Produce a word-for-word copy of the listing below without its pictures.
— Begin DATA BLOCK —
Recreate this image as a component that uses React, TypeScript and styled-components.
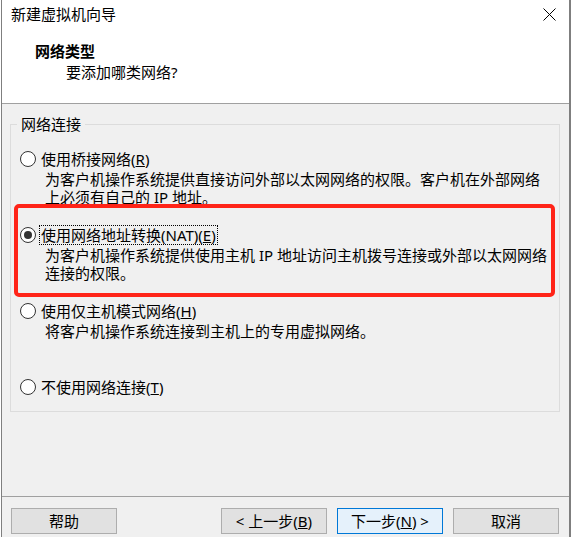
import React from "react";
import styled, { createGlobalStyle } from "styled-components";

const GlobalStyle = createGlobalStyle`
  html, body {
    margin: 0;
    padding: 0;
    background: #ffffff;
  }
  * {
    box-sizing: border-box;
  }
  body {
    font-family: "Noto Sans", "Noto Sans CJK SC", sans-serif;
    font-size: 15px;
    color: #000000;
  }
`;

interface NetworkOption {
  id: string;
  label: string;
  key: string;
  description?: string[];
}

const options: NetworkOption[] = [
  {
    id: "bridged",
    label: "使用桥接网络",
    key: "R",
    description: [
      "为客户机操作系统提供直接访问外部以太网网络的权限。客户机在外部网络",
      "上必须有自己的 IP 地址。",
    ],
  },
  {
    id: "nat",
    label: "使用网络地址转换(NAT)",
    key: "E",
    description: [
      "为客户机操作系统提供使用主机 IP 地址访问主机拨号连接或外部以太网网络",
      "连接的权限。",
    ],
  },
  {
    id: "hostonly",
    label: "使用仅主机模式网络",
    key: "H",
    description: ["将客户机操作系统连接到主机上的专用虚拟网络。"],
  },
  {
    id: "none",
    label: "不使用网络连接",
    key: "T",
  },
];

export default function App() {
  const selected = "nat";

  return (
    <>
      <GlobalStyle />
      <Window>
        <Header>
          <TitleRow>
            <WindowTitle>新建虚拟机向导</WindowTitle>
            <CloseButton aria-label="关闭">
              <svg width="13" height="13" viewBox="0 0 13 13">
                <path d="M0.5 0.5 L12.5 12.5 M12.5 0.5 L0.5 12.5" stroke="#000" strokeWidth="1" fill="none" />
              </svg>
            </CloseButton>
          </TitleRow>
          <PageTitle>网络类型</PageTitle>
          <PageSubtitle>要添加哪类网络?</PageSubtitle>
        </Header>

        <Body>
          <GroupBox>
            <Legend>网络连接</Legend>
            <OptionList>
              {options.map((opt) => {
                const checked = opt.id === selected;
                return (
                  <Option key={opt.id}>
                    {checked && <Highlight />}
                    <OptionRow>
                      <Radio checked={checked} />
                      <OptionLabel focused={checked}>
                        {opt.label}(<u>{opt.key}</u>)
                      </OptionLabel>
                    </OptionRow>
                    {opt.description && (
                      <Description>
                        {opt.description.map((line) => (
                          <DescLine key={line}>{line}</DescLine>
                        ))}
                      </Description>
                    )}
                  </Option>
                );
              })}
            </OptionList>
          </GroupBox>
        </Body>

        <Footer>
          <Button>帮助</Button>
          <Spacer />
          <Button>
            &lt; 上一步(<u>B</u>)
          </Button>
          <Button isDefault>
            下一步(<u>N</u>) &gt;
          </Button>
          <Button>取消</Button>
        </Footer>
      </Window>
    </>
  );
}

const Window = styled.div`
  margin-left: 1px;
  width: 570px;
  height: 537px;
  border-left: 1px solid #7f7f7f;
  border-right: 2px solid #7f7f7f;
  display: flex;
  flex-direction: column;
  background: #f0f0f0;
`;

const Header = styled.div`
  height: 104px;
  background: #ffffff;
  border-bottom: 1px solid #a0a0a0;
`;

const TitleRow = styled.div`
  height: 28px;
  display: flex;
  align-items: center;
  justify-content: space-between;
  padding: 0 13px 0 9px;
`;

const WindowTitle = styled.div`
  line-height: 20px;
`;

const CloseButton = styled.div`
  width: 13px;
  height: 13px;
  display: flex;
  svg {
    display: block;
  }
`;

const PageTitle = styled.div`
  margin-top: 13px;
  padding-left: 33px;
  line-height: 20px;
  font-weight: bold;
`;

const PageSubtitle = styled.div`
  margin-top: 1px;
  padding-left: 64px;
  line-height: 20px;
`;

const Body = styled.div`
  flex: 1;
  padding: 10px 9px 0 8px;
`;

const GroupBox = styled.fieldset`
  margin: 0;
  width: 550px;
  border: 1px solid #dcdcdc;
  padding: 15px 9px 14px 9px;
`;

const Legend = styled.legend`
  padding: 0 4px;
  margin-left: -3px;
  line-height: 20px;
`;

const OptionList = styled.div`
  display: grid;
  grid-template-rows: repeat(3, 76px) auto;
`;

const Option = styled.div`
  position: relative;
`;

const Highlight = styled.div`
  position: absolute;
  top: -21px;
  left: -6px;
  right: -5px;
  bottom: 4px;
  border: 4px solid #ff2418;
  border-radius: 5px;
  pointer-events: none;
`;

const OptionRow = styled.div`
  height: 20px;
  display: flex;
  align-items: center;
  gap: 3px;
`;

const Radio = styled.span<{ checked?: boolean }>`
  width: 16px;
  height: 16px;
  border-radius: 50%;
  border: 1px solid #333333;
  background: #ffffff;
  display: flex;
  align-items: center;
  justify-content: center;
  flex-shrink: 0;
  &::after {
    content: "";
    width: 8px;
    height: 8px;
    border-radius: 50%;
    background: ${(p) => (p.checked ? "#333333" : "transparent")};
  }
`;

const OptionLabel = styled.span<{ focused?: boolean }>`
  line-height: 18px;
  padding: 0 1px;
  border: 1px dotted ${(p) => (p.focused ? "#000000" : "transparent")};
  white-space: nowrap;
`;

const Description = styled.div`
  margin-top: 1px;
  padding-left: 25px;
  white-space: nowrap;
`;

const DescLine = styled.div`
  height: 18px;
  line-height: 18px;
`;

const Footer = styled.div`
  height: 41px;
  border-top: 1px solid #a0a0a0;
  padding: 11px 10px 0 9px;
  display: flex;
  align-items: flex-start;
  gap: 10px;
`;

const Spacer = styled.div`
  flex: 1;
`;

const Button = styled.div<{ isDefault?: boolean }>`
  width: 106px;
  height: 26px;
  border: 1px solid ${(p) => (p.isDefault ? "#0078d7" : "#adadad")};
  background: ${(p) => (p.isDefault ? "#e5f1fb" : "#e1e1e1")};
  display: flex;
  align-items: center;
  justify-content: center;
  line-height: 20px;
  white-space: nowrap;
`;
— End DATA BLOCK —
[REPLY]
Recreate this image as a component that uses React, TypeScript and styled-components.
import React from "react";
import styled, { createGlobalStyle } from "styled-components";

const GlobalStyle = createGlobalStyle`
  html, body {
    margin: 0;
    padding: 0;
    background: #ffffff;
  }
  * {
    box-sizing: border-box;
  }
  body {
    font-family: "Noto Sans", "Noto Sans CJK SC", sans-serif;
    font-size: 15px;
    color: #000000;
  }
`;

interface NetworkOption {
  id: string;
  label: string;
  key: string;
  description?: string[];
}

const options: NetworkOption[] = [
  {
    id: "bridged",
    label: "使用桥接网络",
    key: "R",
    description: [
      "为客户机操作系统提供直接访问外部以太网网络的权限。客户机在外部网络",
      "上必须有自己的 IP 地址。",
    ],
  },
  {
    id: "nat",
    label: "使用网络地址转换(NAT)",
    key: "E",
    description: [
      "为客户机操作系统提供使用主机 IP 地址访问主机拨号连接或外部以太网网络",
      "连接的权限。",
    ],
  },
  {
    id: "hostonly",
    label: "使用仅主机模式网络",
    key: "H",
    description: ["将客户机操作系统连接到主机上的专用虚拟网络。"],
  },
  {
    id: "none",
    label: "不使用网络连接",
    key: "T",
  },
];

export default function App() {
  const selected = "nat";

  return (
    <>
      <GlobalStyle />
      <Window>
        <Header>
          <TitleRow>
            <WindowTitle>新建虚拟机向导</WindowTitle>
            <CloseButton aria-label="关闭">
              <svg width="13" height="13" viewBox="0 0 13 13">
                <path d="M0.5 0.5 L12.5 12.5 M12.5 0.5 L0.5 12.5" stroke="#000" strokeWidth="1" fill="none" />
              </svg>
            </CloseButton>
          </TitleRow>
          <PageTitle>网络类型</PageTitle>
          <PageSubtitle>要添加哪类网络?</PageSubtitle>
        </Header>

        <Body>
          <GroupBox>
            <Legend>网络连接</Legend>
            <OptionList>
              {options.map((opt) => {
                const checked = opt.id === selected;
                return (
                  <Option key={opt.id}>
                    {checked && <Highlight />}
                    <OptionRow>
                      <Radio checked={checked} />
                      <OptionLabel focused={checked}>
                        {opt.label}(<u>{opt.key}</u>)
                      </OptionLabel>
                    </OptionRow>
                    {opt.description && (
                      <Description>
                        {opt.description.map((line) => (
                          <DescLine key={line}>{line}</DescLine>
                        ))}
                      </Description>
                    )}
                  </Option>
                );
              })}
            </OptionList>
          </GroupBox>
        </Body>

        <Footer>
          <Button>帮助</Button>
          <Spacer />
          <Button>
            &lt; 上一步(<u>B</u>)
          </Button>
          <Button isDefault>
            下一步(<u>N</u>) &gt;
          </Button>
          <Button>取消</Button>
        </Footer>
      </Window>
    </>
  );
}

const Window = styled.div`
  margin-left: 1px;
  width: 570px;
  height: 537px;
  border-left: 1px solid #7f7f7f;
  border-right: 2px solid #7f7f7f;
  display: flex;
  flex-direction: column;
  background: #f0f0f0;
`;

const Header = styled.div`
  height: 104px;
  background: #ffffff;
  border-bottom: 1px solid #a0a0a0;
`;

const TitleRow = styled.div`
  height: 28px;
  display: flex;
  align-items: center;
  justify-content: space-between;
  padding: 0 13px 0 9px;
`;

const WindowTitle = styled.div`
  line-height: 20px;
`;

const CloseButton = styled.div`
  width: 13px;
  height: 13px;
  display: flex;
  svg {
    display: block;
  }
`;

const PageTitle = styled.div`
  margin-top: 13px;
  padding-left: 33px;
  line-height: 20px;
  font-weight: bold;
`;

const PageSubtitle = styled.div`
  margin-top: 1px;
  padding-left: 64px;
  line-height: 20px;
`;

const Body = styled.div`
  flex: 1;
  padding: 10px 9px 0 8px;
`;

const GroupBox = styled.fieldset`
  margin: 0;
  width: 550px;
  border: 1px solid #dcdcdc;
  padding: 15px 9px 14px 9px;
`;

const Legend = styled.legend`
  padding: 0 4px;
  margin-left: -3px;
  line-height: 20px;
`;

const OptionList = styled.div`
  display: grid;
  grid-template-rows: repeat(3, 76px) auto;
`;

const Option = styled.div`
  position: relative;
`;

const Highlight = styled.div`
  position: absolute;
  top: -21px;
  left: -6px;
  right: -5px;
  bottom: 4px;
  border: 4px solid #ff2418;
  border-radius: 5px;
  pointer-events: none;
`;

const OptionRow = styled.div`
  height: 20px;
  display: flex;
  align-items: center;
  gap: 3px;
`;

const Radio = styled.span<{ checked?: boolean }>`
  width: 16px;
  height: 16px;
  border-radius: 50%;
  border: 1px solid #333333;
  background: #ffffff;
  display: flex;
  align-items: center;
  justify-content: center;
  flex-shrink: 0;
  &::after {
    content: "";
    width: 8px;
    height: 8px;
    border-radius: 50%;
    background: ${(p) => (p.checked ? "#333333" : "transparent")};
  }
`;

const OptionLabel = styled.span<{ focused?: boolean }>`
  line-height: 18px;
  padding: 0 1px;
  border: 1px dotted ${(p) => (p.focused ? "#000000" : "transparent")};
  white-space: nowrap;
`;

const Description = styled.div`
  margin-top: 1px;
  padding-left: 25px;
  white-space: nowrap;
`;

const DescLine = styled.div`
  height: 18px;
  line-height: 18px;
`;

const Footer = styled.div`
  height: 41px;
  border-top: 1px solid #a0a0a0;
  padding: 11px 10px 0 9px;
  display: flex;
  align-items: flex-start;
  gap: 10px;
`;

const Spacer = styled.div`
  flex: 1;
`;

const Button = styled.div<{ isDefault?: boolean }>`
  width: 106px;
  height: 26px;
  border: 1px solid ${(p) => (p.isDefault ? "#0078d7" : "#adadad")};
  background: ${(p) => (p.isDefault ? "#e5f1fb" : "#e1e1e1")};
  display: flex;
  align-items: center;
  justify-content: center;
  line-height: 20px;
  white-space: nowrap;
`;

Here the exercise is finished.